Google Cloud Professional Machine Learning Engineer Certification Preparation Guide // Dmitri Lerko

Last updated on 11th of October, 2020. Certification is expected to go into GA on 15th of October.

Authors

Dmitri - knew GCP, didn’t know any of the ML stuff

Steven - knew ML, didn’t know any of the GCP stuff

Perfect reason to collaborate!

New certification

Google announced a new Machine Learninng Engineer beta certification in July with certifications taking place from 15th of July to 21st of August. Dmitri has attempted it on 16th of August. Most of the material below was written before the attempt and are a true reflection of a study guide, not an exam dump. Dmitri is a strong advocate of fair certifications therefore this guide is to motivate a wider audience to learn more about ML and GCP. Steven

Prior knowledge

Dmitri works with GCP professionally for over 2 years. I have GCP 7 certificates, including Data Engineer and DevOps Engineer ones that I find most helpful for this certification. I knew nothing about ML and Google’s ML production prior to starting my ~3-week preparation in the evenings and weekends. Steven is a recent graduate and has taken up a number of Machine Learning modules, so he has a strong theoretical knowledge, but lacked practical application with GCP.

Approach taken with this guide

We used Google’s own certification guide as a bedrock for our studies. It gave us a broad range of topic to try and find knowledge for. Additionally, we are listing materials that we used to prepare and lastly some final tips that don’t fall into either of these categories. Domain of ML and GCP is absolutely huge, so unless you are expert in ML and only need to brush up on GCP, give this certification plenty of time to learn. Even if you’ll learn everything listed below it won’t guarantee a Pass. Apply your newly aquired knowledge in practice and learn from your mistakes!

Learning resources used

Google Cloud Solutions (Free)

Relevant Open Source tools

Machine Learning Glossary

Things you should know really well even if they are not in the guide

Differences between ANNs, CNNs, RNNs, LSTM’s.

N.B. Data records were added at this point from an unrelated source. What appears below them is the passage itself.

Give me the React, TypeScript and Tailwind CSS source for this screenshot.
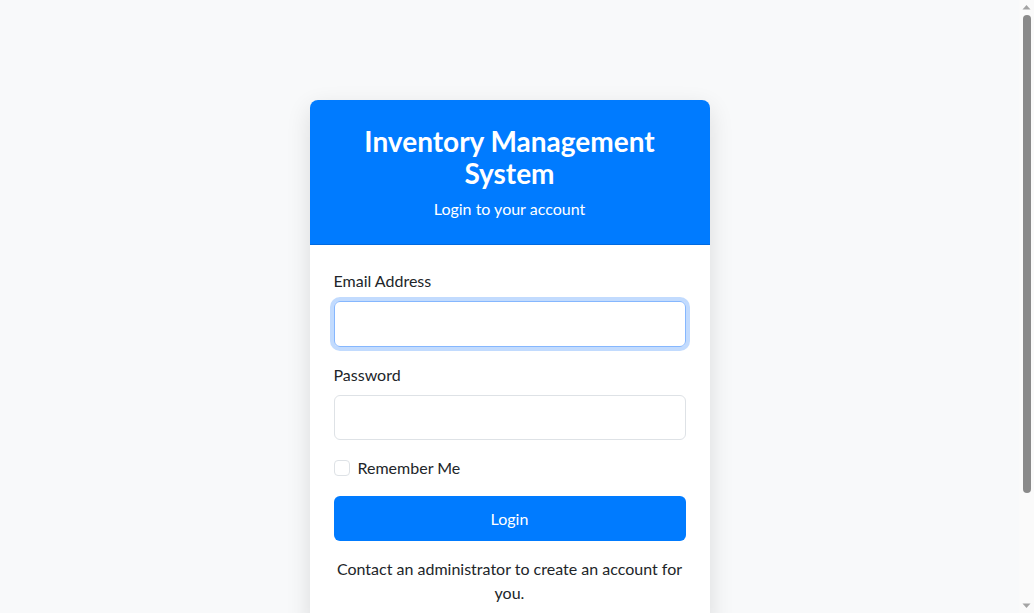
import React, { useState } from "react";

export default function App() {
  const [email, setEmail] = useState("");
  const [password, setPassword] = useState("");
  const [remember, setRemember] = useState(false);

  return (
    // window: page + classic scrollbar column
    <div className="flex h-screen w-full bg-[#f8f9fa]">
      {/* scrolling page */}
      <div className="h-full flex-1 overflow-y-auto [scrollbar-width:none]">
        <div
          className="w-full pt-[100px] pb-[106px] text-[#212529]"
          style={{ fontFamily: '"Lato", "Liberation Sans", sans-serif' }}
        >
          {/* login card */}
          <div className="mx-auto w-[400px] overflow-hidden rounded-[8px] bg-white shadow-[0_8px_24px_rgba(0,0,0,0.12)]">
            {/* header */}
            <div className="border-b border-[#006ae0] bg-[#007bff] px-6 pt-[25px] pb-[23px] text-center text-white">
              <h3 className="mb-2 text-[28px] font-bold leading-[32px]">
                Inventory Management System
              </h3>
              <p className="text-[16px] leading-6">Login to your account</p>
            </div>

            {/* form */}
            <form className="p-6" onSubmit={(e) => e.preventDefault()}>
              <label className="mb-2 block text-[16px] leading-6">Email Address</label>
              <input
                type="email"
                value={email}
                onChange={(e) => setEmail(e.target.value)}
                className="mb-4 block h-[46px] w-full rounded-[6px] border border-[#86b7fe] px-3 shadow-[0_0_0_4px_rgba(13,110,253,0.25)] outline-none"
              />

              <label className="mb-2 block text-[16px] leading-6">Password</label>
              <input
                type="password"
                value={password}
                onChange={(e) => setPassword(e.target.value)}
                className="mb-4 block h-[45px] w-full rounded-[6px] border border-[#dee2e6] px-3 outline-none"
              />

              {/* remember me */}
              <label className="mb-4 flex h-6 items-center gap-2 text-[16px]">
                <input
                  type="checkbox"
                  checked={remember}
                  onChange={(e) => setRemember(e.target.checked)}
                  className="h-4 w-4 appearance-none rounded-[4px] border border-[#dee2e6] bg-white checked:bg-[#007bff]"
                />
                Remember Me
              </label>

              <button
                type="submit"
                className="mb-4 block h-[45px] w-full rounded-[6px] bg-[#007bff] text-[16px] text-white"
              >
                Login
              </button>

              <p className="text-center text-[16px] leading-6">
                Contact an administrator to create an account for you.
              </p>
            </form>
          </div>
        </div>
      </div>

      {/* scrollbar */}
      <div className="flex h-full w-[15px] flex-col items-center bg-[#fafafa]">
        <svg width="15" height="15" viewBox="0 0 15 15" className="shrink-0">
          <path d="M3.5 9.5 L7.5 5 L11.5 9.5 Z" fill="#a3a3a3" />
        </svg>
        <div className="h-[478px] w-[8px] shrink-0 rounded-full bg-[#8a8a8a]" />
        <div className="flex-1" />
        <svg width="15" height="15" viewBox="0 0 15 15" className="shrink-0">
          <path d="M3.5 5.5 L7.5 10 L11.5 5.5 Z" fill="#a3a3a3" />
        </svg>
      </div>
    </div>
  );
}
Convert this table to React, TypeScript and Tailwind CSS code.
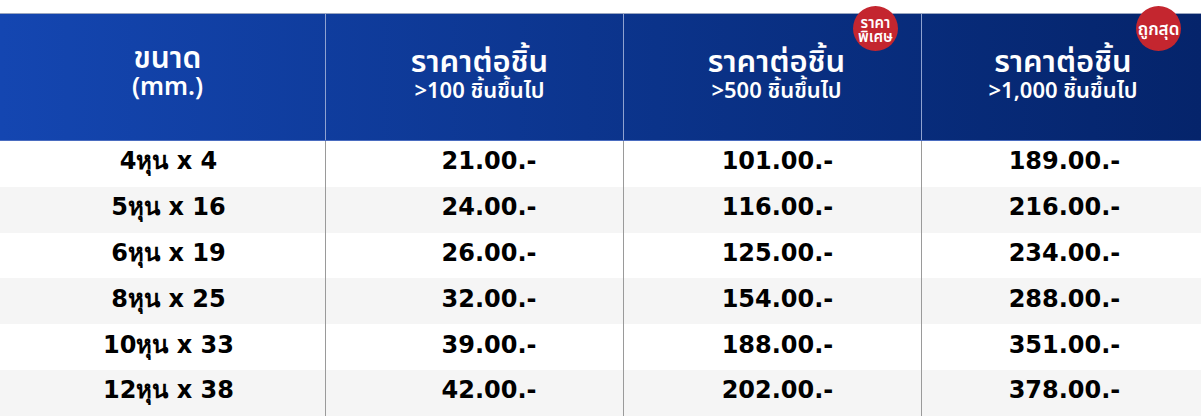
import React from "react";

const rows = [
  ["4หุน x 4", "21.00.-", "101.00.-", "189.00.-"],
  ["5หุน x 16", "24.00.-", "116.00.-", "216.00.-"],
  ["6หุน x 19", "26.00.-", "125.00.-", "234.00.-"],
  ["8หุน x 25", "32.00.-", "154.00.-", "288.00.-"],
  ["10หุน x 33", "39.00.-", "188.00.-", "351.00.-"],
  ["12หุน x 38", "42.00.-", "202.00.-", "378.00.-"],
];

const headFont = { fontFamily: '"Noto Sans", "Noto Sans Thai", sans-serif' };
const pads = ["pl-[10px]", "pl-[10px]", "pl-[8px]", "pl-[3px]"];

export default function App() {
  return (
    <div className="w-[1201px] h-[416px] bg-white overflow-hidden pt-[13px]" style={{ fontFamily: '"DejaVu Sans", sans-serif' }}>
      <div className="grid grid-cols-[326px_298px_298px_279px] h-[128px] border-t border-[#9aa6c0] border-b border-b-[#4a6cc0] bg-gradient-to-r from-[#1446b1] to-[#05246b] text-white relative">
        <div className="flex flex-col items-center justify-center border-r border-[#8fa2d0] pb-[14px] pl-[10px]" style={headFont}>
          <div className="text-[30px] leading-[30px] font-semibold">ขนาด</div>
          <div className="text-[25px] leading-[27px] font-semibold">(mm.)</div>
        </div>
        {[">100 ชิ้นขึ้นไป", ">500 ชิ้นขึ้นไป", ">1,000 ชิ้นขึ้นไป"].map((s, i) => (
          <div key={i} className={`relative flex flex-col items-center justify-center pb-[8px] ${pads[i + 1]} ${i < 2 ? "border-r border-[#8fa2d0]" : ""}`} style={headFont}>
            <div className="text-[31px] leading-[32px] font-semibold">ราคาต่อชิ้น</div>
            <div className="text-[22px] leading-[26px] font-semibold">{s}</div>
          </div>
        ))}
        <div className="absolute left-[853px] top-[-8px] w-[45px] h-[45px] rounded-full bg-[#c4262f] flex flex-col items-center justify-center text-white pt-[1px]" style={headFont}>
          <span className="text-[15px] font-semibold leading-[14px]">ราคา</span>
          <span className="text-[15px] font-semibold leading-[14px]">พิเศษ</span>
        </div>
        <div className="absolute left-[1136px] top-[-8px] w-[45px] h-[45px] rounded-full bg-[#c4262f] flex items-center justify-center text-white" style={headFont}>
          <span className="text-[17px] font-semibold leading-[20px]">ถูกสุด</span>
        </div>
      </div>
      {rows.map((r, i) => (
        <div key={i} className={`grid grid-cols-[326px_298px_298px_279px] h-[45.8px] ${i % 2 ? "bg-[#f5f5f5]" : "bg-white"} text-black text-[24px] font-bold`}>
          <div className="flex items-center justify-center border-r border-[#9a9a9a] pl-[12px] pb-[5px]">{r[0]}</div>
          <div className="flex items-center justify-center border-r border-[#9a9a9a] pl-[29px] pb-[5px]">{r[1]}</div>
          <div className="flex items-center justify-center border-r border-[#9a9a9a] pl-[10px] pb-[5px]">{r[2]}</div>
          <div className="flex items-center justify-center pl-[6px] pb-[5px]">{r[3]}</div>
        </div>
      ))}
    </div>
  );
}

Which is Appropriate?
How to appropriately split your data into Train/Validate/Test examples.
Neuron Activations: Many possibilities, which is appropriate?
Output Activation: How many outputs? Is the output binary? Probabilistic?
Gradient Descent: Batch, Mini-Batch, Stochastic. What are the differences? What are the consequences of these differences?
Optimisers: Know the differences, and relative strengths of each.
Evaluating model performance. Accuracy is rarely a meaningful metric and frequently misleading.
How to recognise and deal with Over and Under fitting. eg. achieved Better/Worse performance on training than testing.
How to recognise and deal with Class Imbalance. Can look like overfitting.
Hyperparameters: Learning Rate, Dropouts etc. Are they appropriate?
Regularisation: L1, L2 what are the differences? Is regularisation appropriate?
How to recognise and deal with Vanishing/Exploding Gradients.
Collaborative filtering
Savings costs on developing, training and serving ML models in GCP
tf.data
TFRecord
AI Platform, Dataflow - learn and try out all you can
Optimising for training speed, serving speed
Dealing with TensorFlow and machine Out of Memory issues
Re-using existing models in Google products
Where and why use more CPU, memory, GPU or TPU.
Understand customer lifetime value
Study as many solutions as you can, they are well written, full of useful content and great bridge between theory and practice.